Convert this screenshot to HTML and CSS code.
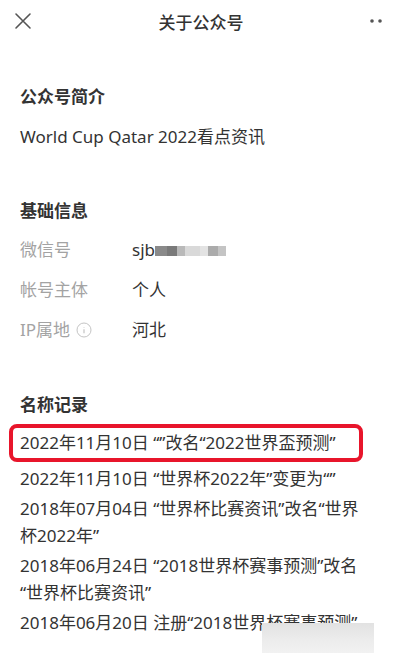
FILE: index.html
```html
<!DOCTYPE html>
<html lang="zh-CN">
<head>
<meta charset="utf-8">
<title>关于公众号</title>
<link rel="stylesheet" href="styles.css">
</head>
<body>
<div class="page">
  <header class="topbar">
    <svg class="close" width="18" height="18" viewBox="0 0 18 18"><path d="M2 2L16 16M16 2L2 16" stroke="#555" stroke-width="1.6" stroke-linecap="round"/></svg>
    <div class="title">关于公众号</div>
    <svg class="more" width="14" height="6" viewBox="0 0 14 6"><circle cx="2" cy="3" r="1.8" fill="#555"/><circle cx="10" cy="3" r="1.8" fill="#555"/></svg>
  </header>

  <section class="sec sec-intro">
    <h2 class="heading">公众号简介</h2>
    <p class="desc">World Cup Qatar 2022看点资讯</p>
  </section>

  <section class="sec sec-basic">
    <h2 class="heading">基础信息</h2>
    <div class="rows">
      <div class="row"><span class="label">微信号</span><span class="value">sjb<span class="mosaic"><i class="m1"></i><i class="m2"></i><i class="m3"></i><i class="m4"></i><i class="m5"></i><i class="m6"></i><i class="m7"></i></span></span></div>
      <div class="row"><span class="label">帐号主体</span><span class="value">个人</span></div>
      <div class="row"><span class="label">IP属地<svg class="info" width="16" height="16" viewBox="0 0 16 16"><circle cx="8" cy="8" r="7" fill="none" stroke="#c4c4c4" stroke-width="1"/><path d="M8 5V5.6M8 7.2V11.2" stroke="#c4c4c4" stroke-width="1.2"/></svg></span><span class="value">河北</span></div>
    </div>
  </section>

  <section class="sec sec-names">
    <h2 class="heading">名称记录</h2>
    <ul class="records">
      <li class="rec rec-hl">2022年11月10日 “”改名“2022世界盃预测”</li>
      <li class="rec">2022年11月10日 “世界杯2022年”变更为“”</li>
      <li class="rec">2018年07月04日 “世界杯比赛资讯”改名“世界杯2022年”</li>
      <li class="rec">2018年06月24日 “2018世界杯赛事预测”改名“世界杯比赛资讯”</li>
      <li class="rec">2018年06月20日 注册“2018世界杯赛事预测”</li>
    </ul>
  </section>
  <div class="watermark"></div>
</div>
</body>
</html>
```

FILE: styles.css
```css
html, body {
  margin: 0;
  padding: 0;
  background: #fff;
}
body {
  font-family: "Noto Sans", "Noto Sans CJK SC", sans-serif;
  color: #333;
}
.page {
  position: relative;
  width: 400px;
  height: 653px;
  overflow: hidden;
}
.topbar {
  height: 42px;
  display: flex;
  align-items: center;
  justify-content: space-between;
  padding: 0 14px 0 14px;
}
.title {
  font-size: 17px;
  font-weight: 500;
  color: #333;
}
.more { margin-right: 2px; }
.sec {
  padding: 0 28px 0 20px;
}
.heading {
  margin: 0;
  font-size: 17px;
  font-weight: 700;
  line-height: 24px;
  color: #333;
}
.sec-intro { margin-top: 43px; }
.desc {
  margin: 16px 0 0;
  font-size: 17px;
  line-height: 24px;
}
.sec-basic { margin-top: 50px; }
.rows {
  margin-top: 15px;
  display: flex;
  flex-direction: column;
  gap: 16px;
}
.row {
  display: flex;
  align-items: center;
  font-size: 17px;
  line-height: 24px;
}
.label {
  width: 112px;
  color: #a3a3a3;
  display: flex;
  align-items: center;
}
.info { margin-left: 6px; }
.value {
  color: #333;
  display: flex;
  align-items: center;
}
.mosaic {
  display: flex;
  height: 10px;
  margin-top: 2px;
}
.mosaic i { display: block; height: 10px; }
.m1 { width: 12px; background: #8a8a8a; }
.m2 { width: 10px; background: #7a7a7a; }
.m3 { width: 8px; background: #b9b9b9; }
.m4 { width: 15px; background: #d9d9d9; }
.m5 { width: 8px; background: #e3e3e3; }
.m6 { width: 10px; background: #ababab; }
.m7 { width: 8px; background: #c4c4c4; }
.sec-names { margin-top: 51px; }
.records {
  list-style: none;
  margin: 7px 0 0;
  padding: 0;
  display: flex;
  flex-direction: column;
  gap: 3px;
}
.rec {
  font-size: 17px;
  line-height: 27px;
}
.rec-hl {
  margin-left: -11px;
  width: 332px;
  padding: 2px 7px;
  line-height: 26px;
  border: 4px solid #e8152b;
  border-radius: 8px;
  white-space: nowrap;
}
.watermark {
  position: absolute;
  left: 262px;
  top: 623px;
  width: 112px;
  height: 34px;
  background: linear-gradient(180deg, #e2e2e2 0%, #ececec 50%, #f3f3f3 100%);
}
```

- - - - -

#### Instruction
Word for word, quote the full listing, omitting every picture.

#### Response for this exercise
Convert this screenshot to HTML and CSS code.
FILE: index.html
```html
<!DOCTYPE html>
<html lang="zh-CN">
<head>
<meta charset="utf-8">
<title>关于公众号</title>
<link rel="stylesheet" href="styles.css">
</head>
<body>
<div class="page">
  <header class="topbar">
    <svg class="close" width="18" height="18" viewBox="0 0 18 18"><path d="M2 2L16 16M16 2L2 16" stroke="#555" stroke-width="1.6" stroke-linecap="round"/></svg>
    <div class="title">关于公众号</div>
    <svg class="more" width="14" height="6" viewBox="0 0 14 6"><circle cx="2" cy="3" r="1.8" fill="#555"/><circle cx="10" cy="3" r="1.8" fill="#555"/></svg>
  </header>

  <section class="sec sec-intro">
    <h2 class="heading">公众号简介</h2>
    <p class="desc">World Cup Qatar 2022看点资讯</p>
  </section>

  <section class="sec sec-basic">
    <h2 class="heading">基础信息</h2>
    <div class="rows">
      <div class="row"><span class="label">微信号</span><span class="value">sjb<span class="mosaic"><i class="m1"></i><i class="m2"></i><i class="m3"></i><i class="m4"></i><i class="m5"></i><i class="m6"></i><i class="m7"></i></span></span></div>
      <div class="row"><span class="label">帐号主体</span><span class="value">个人</span></div>
      <div class="row"><span class="label">IP属地<svg class="info" width="16" height="16" viewBox="0 0 16 16"><circle cx="8" cy="8" r="7" fill="none" stroke="#c4c4c4" stroke-width="1"/><path d="M8 5V5.6M8 7.2V11.2" stroke="#c4c4c4" stroke-width="1.2"/></svg></span><span class="value">河北</span></div>
    </div>
  </section>

  <section class="sec sec-names">
    <h2 class="heading">名称记录</h2>
    <ul class="records">
      <li class="rec rec-hl">2022年11月10日 “”改名“2022世界盃预测”</li>
      <li class="rec">2022年11月10日 “世界杯2022年”变更为“”</li>
      <li class="rec">2018年07月04日 “世界杯比赛资讯”改名“世界杯2022年”</li>
      <li class="rec">2018年06月24日 “2018世界杯赛事预测”改名“世界杯比赛资讯”</li>
      <li class="rec">2018年06月20日 注册“2018世界杯赛事预测”</li>
    </ul>
  </section>
  <div class="watermark"></div>
</div>
</body>
</html>
```

FILE: styles.css
```css
html, body {
  margin: 0;
  padding: 0;
  background: #fff;
}
body {
  font-family: "Noto Sans", "Noto Sans CJK SC", sans-serif;
  color: #333;
}
.page {
  position: relative;
  width: 400px;
  height: 653px;
  overflow: hidden;
}
.topbar {
  height: 42px;
  display: flex;
  align-items: center;
  justify-content: space-between;
  padding: 0 14px 0 14px;
}
.title {
  font-size: 17px;
  font-weight: 500;
  color: #333;
}
.more { margin-right: 2px; }
.sec {
  padding: 0 28px 0 20px;
}
.heading {
  margin: 0;
  font-size: 17px;
  font-weight: 700;
  line-height: 24px;
  color: #333;
}
.sec-intro { margin-top: 43px; }
.desc {
  margin: 16px 0 0;
  font-size: 17px;
  line-height: 24px;
}
.sec-basic { margin-top: 50px; }
.rows {
  margin-top: 15px;
  display: flex;
  flex-direction: column;
  gap: 16px;
}
.row {
  display: flex;
  align-items: center;
  font-size: 17px;
  line-height: 24px;
}
.label {
  width: 112px;
  color: #a3a3a3;
  display: flex;
  align-items: center;
}
.info { margin-left: 6px; }
.value {
  color: #333;
  display: flex;
  align-items: center;
}
.mosaic {
  display: flex;
  height: 10px;
  margin-top: 2px;
}
.mosaic i { display: block; height: 10px; }
.m1 { width: 12px; background: #8a8a8a; }
.m2 { width: 10px; background: #7a7a7a; }
.m3 { width: 8px; background: #b9b9b9; }
.m4 { width: 15px; background: #d9d9d9; }
.m5 { width: 8px; background: #e3e3e3; }
.m6 { width: 10px; background: #ababab; }
.m7 { width: 8px; background: #c4c4c4; }
.sec-names { margin-top: 51px; }
.records {
  list-style: none;
  margin: 7px 0 0;
  padding: 0;
  display: flex;
  flex-direction: column;
  gap: 3px;
}
.rec {
  font-size: 17px;
  line-height: 27px;
}
.rec-hl {
  margin-left: -11px;
  width: 332px;
  padding: 2px 7px;
  line-height: 26px;
  border: 4px solid #e8152b;
  border-radius: 8px;
  white-space: nowrap;
}
.watermark {
  position: absolute;
  left: 262px;
  top: 623px;
  width: 112px;
  height: 34px;
  background: linear-gradient(180deg, #e2e2e2 0%, #ececec 50%, #f3f3f3 100%);
}
```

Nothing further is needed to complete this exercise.